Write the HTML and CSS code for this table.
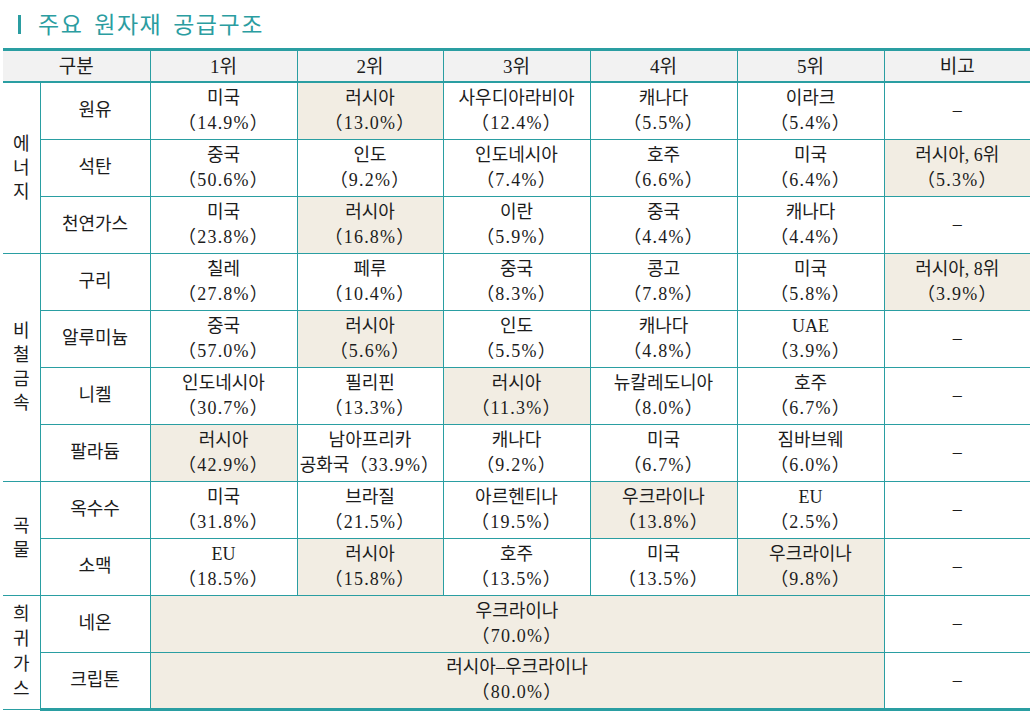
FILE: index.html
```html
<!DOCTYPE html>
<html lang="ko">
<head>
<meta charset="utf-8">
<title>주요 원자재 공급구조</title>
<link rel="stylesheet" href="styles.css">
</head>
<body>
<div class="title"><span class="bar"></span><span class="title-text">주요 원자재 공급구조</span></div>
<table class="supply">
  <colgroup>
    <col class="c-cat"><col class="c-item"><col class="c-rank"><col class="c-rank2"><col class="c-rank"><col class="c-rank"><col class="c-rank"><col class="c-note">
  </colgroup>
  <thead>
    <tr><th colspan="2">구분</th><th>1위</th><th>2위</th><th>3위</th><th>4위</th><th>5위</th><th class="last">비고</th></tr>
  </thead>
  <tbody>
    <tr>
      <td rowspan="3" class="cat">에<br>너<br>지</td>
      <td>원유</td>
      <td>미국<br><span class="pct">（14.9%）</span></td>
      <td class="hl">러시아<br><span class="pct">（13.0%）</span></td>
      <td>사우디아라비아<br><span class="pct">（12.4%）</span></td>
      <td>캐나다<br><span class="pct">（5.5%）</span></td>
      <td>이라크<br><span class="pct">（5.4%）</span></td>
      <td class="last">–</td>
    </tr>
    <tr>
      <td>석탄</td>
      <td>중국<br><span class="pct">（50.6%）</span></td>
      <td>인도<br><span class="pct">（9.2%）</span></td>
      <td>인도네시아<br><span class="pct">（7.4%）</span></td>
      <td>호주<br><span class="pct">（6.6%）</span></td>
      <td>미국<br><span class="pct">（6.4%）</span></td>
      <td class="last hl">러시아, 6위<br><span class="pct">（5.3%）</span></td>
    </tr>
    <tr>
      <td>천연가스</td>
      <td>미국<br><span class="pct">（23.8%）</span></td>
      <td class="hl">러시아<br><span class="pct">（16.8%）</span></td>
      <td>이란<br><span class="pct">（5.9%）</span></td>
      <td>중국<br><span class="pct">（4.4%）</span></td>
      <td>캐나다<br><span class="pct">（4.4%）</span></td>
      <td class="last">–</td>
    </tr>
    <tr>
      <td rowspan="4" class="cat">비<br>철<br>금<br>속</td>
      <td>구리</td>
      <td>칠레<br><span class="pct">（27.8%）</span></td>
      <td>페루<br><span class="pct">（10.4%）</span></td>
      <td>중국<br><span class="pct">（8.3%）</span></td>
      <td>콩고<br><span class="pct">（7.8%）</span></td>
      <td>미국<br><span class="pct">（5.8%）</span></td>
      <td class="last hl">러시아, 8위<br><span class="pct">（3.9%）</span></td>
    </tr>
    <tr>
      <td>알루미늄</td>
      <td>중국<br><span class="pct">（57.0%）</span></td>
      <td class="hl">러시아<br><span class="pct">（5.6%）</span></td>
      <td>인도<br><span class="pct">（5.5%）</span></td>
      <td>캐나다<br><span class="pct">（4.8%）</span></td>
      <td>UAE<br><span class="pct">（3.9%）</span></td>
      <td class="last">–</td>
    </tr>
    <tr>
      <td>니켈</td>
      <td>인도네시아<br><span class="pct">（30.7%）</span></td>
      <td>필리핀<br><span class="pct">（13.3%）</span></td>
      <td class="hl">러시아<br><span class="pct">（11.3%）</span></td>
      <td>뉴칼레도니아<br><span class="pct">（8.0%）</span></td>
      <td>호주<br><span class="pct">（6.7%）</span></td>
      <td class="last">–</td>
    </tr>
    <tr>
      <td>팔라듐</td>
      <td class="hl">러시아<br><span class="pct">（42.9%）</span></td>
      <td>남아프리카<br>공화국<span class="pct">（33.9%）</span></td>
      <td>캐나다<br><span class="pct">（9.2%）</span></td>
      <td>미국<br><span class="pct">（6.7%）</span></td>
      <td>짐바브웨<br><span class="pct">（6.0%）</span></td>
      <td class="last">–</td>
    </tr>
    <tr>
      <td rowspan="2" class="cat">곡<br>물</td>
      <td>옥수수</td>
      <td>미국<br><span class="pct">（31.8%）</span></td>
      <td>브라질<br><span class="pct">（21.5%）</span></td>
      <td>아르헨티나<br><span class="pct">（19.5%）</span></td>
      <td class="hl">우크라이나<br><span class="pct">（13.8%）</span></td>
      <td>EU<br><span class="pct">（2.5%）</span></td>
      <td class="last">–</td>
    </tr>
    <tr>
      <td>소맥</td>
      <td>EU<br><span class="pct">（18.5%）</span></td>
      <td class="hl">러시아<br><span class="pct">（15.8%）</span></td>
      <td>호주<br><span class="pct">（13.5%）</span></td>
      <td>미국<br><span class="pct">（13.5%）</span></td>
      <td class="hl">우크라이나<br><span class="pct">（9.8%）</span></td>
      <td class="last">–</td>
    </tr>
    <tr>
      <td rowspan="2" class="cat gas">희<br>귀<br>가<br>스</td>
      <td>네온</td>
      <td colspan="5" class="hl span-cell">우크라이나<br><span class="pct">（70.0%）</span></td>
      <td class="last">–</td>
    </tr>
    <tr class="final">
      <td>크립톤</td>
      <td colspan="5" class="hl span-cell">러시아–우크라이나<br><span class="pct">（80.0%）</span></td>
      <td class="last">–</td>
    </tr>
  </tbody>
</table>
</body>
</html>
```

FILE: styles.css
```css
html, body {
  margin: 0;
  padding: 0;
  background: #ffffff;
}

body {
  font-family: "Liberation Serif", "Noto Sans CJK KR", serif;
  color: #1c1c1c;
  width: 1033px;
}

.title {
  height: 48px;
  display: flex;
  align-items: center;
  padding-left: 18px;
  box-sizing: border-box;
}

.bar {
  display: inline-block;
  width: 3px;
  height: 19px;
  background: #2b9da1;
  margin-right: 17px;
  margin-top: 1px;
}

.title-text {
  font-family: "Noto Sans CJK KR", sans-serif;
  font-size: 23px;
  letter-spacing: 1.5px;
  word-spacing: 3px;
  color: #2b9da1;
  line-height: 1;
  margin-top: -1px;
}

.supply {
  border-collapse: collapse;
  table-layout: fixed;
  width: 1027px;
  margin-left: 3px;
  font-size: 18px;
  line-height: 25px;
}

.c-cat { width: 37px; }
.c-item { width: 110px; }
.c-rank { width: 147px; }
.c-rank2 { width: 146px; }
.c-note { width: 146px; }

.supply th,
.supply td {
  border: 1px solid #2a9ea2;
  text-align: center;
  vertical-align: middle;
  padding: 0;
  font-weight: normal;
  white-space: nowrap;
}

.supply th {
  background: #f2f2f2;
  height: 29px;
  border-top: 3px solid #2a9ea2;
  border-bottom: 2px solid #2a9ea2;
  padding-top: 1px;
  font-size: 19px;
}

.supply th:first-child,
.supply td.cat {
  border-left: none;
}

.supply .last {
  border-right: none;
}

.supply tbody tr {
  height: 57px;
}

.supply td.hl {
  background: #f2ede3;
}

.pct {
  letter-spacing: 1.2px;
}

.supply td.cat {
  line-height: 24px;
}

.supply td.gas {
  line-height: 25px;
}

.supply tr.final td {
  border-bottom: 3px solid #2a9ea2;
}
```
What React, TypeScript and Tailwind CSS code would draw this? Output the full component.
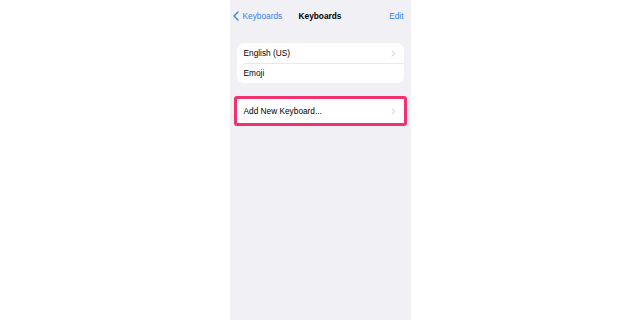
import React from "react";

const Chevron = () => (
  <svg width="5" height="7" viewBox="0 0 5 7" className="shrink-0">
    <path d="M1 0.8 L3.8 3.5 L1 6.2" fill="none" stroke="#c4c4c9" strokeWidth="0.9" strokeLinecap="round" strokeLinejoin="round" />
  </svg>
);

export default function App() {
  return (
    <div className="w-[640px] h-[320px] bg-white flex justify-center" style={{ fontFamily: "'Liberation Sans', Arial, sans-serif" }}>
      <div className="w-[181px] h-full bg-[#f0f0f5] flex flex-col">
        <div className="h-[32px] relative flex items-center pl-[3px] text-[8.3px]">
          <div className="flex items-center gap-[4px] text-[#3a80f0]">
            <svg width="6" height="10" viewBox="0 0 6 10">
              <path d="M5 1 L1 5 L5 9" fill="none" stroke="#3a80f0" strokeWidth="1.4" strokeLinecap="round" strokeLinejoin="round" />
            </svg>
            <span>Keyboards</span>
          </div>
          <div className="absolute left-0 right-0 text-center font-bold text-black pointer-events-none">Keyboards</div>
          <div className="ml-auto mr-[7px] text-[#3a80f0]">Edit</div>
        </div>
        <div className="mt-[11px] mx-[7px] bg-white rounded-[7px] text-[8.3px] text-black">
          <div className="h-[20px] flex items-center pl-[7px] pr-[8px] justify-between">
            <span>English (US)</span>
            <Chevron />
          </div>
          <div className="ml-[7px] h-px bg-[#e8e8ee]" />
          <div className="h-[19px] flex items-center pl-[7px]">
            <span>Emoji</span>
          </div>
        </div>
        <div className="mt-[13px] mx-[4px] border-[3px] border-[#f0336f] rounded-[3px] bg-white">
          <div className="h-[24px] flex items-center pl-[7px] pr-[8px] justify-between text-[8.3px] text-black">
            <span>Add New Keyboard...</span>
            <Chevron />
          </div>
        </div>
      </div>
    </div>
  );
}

*Work instructions:* Reply with one number: the count of lines in the entries that include the word "code".

*Reply:* 2